====== LISTED RECORDS ======

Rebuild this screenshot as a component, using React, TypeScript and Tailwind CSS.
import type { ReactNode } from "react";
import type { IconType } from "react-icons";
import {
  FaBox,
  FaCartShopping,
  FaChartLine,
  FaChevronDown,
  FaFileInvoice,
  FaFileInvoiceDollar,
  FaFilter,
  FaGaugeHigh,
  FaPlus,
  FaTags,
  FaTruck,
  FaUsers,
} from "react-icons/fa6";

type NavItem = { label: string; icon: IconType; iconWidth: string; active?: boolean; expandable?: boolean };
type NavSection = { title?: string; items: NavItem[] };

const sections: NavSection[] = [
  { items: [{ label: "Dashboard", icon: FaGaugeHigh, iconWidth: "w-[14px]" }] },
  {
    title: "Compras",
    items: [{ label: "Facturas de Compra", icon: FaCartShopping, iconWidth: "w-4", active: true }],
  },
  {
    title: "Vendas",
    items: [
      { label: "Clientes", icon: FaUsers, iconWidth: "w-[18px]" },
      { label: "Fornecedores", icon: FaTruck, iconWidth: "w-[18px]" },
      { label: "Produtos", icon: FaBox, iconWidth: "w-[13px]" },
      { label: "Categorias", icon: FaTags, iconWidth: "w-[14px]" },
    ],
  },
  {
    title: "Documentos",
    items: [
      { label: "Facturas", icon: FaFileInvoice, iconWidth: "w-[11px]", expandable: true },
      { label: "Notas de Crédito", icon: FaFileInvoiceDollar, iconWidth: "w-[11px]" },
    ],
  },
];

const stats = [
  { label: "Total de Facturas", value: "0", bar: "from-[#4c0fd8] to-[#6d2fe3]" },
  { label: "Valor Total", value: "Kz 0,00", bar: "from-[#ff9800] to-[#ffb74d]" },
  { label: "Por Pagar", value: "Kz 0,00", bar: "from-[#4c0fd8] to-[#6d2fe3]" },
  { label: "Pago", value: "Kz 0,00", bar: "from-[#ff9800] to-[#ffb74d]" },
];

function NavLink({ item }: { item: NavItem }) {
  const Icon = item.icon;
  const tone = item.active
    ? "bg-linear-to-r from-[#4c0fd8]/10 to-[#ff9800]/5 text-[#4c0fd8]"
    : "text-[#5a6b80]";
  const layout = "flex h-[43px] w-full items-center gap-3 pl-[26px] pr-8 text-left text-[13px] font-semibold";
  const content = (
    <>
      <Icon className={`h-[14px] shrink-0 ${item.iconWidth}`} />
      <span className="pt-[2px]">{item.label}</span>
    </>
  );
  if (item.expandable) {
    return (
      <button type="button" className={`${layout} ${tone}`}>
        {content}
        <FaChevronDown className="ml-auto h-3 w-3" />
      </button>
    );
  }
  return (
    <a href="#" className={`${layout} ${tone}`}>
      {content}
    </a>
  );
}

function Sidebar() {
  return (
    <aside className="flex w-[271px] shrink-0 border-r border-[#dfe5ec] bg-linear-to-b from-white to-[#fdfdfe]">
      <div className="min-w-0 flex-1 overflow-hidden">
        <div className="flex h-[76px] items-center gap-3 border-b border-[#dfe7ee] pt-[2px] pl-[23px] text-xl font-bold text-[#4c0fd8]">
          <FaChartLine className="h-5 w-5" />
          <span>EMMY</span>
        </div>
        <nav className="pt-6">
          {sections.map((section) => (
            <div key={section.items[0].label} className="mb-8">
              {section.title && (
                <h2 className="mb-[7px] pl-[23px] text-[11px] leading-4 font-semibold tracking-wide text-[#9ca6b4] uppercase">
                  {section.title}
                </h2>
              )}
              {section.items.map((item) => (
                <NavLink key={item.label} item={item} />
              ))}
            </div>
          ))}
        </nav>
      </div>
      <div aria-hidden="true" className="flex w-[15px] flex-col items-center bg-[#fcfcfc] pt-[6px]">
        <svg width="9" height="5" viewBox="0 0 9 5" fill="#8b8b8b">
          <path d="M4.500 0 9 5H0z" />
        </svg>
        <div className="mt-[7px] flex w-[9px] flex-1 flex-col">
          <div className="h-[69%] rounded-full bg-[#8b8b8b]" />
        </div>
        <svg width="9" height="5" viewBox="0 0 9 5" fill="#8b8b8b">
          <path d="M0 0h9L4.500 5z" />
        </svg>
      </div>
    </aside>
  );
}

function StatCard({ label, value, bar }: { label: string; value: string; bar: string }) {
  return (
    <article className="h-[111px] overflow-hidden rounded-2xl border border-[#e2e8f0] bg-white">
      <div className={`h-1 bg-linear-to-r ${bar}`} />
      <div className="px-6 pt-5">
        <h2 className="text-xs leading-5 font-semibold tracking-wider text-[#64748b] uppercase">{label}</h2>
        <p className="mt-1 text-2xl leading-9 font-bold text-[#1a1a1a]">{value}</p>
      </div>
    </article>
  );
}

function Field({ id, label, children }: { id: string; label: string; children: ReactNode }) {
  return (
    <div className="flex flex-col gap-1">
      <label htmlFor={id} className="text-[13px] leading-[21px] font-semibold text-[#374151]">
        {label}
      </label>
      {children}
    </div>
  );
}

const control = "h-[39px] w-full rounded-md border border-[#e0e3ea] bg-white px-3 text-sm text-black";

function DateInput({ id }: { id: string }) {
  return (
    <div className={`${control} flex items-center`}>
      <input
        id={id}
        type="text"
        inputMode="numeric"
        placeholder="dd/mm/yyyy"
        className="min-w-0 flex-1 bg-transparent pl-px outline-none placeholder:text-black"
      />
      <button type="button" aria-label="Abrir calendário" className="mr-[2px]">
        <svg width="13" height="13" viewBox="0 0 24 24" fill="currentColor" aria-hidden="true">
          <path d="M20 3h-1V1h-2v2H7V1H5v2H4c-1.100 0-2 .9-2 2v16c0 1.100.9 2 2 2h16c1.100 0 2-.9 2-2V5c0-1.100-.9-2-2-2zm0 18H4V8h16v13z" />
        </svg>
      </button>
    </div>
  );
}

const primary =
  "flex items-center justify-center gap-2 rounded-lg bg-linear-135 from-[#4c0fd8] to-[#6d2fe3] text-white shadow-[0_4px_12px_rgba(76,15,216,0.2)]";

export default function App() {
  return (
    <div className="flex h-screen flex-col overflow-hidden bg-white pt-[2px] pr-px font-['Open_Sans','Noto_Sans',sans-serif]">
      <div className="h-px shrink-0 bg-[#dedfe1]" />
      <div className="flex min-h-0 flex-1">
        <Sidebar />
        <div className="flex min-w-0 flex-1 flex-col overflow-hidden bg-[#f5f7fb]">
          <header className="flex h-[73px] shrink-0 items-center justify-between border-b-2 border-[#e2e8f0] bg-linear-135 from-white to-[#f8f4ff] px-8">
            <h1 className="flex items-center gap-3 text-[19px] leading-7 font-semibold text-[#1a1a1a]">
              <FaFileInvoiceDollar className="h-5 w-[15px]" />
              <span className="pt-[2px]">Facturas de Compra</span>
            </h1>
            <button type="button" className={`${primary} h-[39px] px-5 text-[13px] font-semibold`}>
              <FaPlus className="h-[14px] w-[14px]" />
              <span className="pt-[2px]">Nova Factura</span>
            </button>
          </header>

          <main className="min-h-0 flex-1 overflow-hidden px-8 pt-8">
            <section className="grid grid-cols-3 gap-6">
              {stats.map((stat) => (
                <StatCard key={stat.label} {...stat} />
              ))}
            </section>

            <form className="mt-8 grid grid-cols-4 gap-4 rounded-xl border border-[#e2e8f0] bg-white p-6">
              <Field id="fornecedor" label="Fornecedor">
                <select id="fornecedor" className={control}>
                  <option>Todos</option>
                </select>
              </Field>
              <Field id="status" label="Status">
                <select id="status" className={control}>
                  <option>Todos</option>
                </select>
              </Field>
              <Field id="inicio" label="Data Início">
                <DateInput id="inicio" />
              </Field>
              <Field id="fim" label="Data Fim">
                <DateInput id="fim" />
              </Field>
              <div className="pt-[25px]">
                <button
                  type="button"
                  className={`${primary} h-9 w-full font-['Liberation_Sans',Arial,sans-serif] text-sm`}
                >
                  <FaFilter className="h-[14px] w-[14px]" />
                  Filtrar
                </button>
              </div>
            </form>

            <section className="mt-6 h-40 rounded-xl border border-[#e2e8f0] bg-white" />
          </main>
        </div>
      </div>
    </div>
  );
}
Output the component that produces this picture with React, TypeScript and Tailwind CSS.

======

WHAT YOU NEED TO DO: Up to and including the line with "string; items: NavItem[]", repeat the entries exactly, beginning at their first line.

REPLY TO THE TASK:
Rebuild this screenshot as a component, using React, TypeScript and Tailwind CSS.
import type { ReactNode } from "react";
import type { IconType } from "react-icons";
import {
  FaBox,
  FaCartShopping,
  FaChartLine,
  FaChevronDown,
  FaFileInvoice,
  FaFileInvoiceDollar,
  FaFilter,
  FaGaugeHigh,
  FaPlus,
  FaTags,
  FaTruck,
  FaUsers,
} from "react-icons/fa6";

type NavItem = { label: string; icon: IconType; iconWidth: string; active?: boolean; expandable?: boolean };
type NavSection = { title?: string; items: NavItem[] };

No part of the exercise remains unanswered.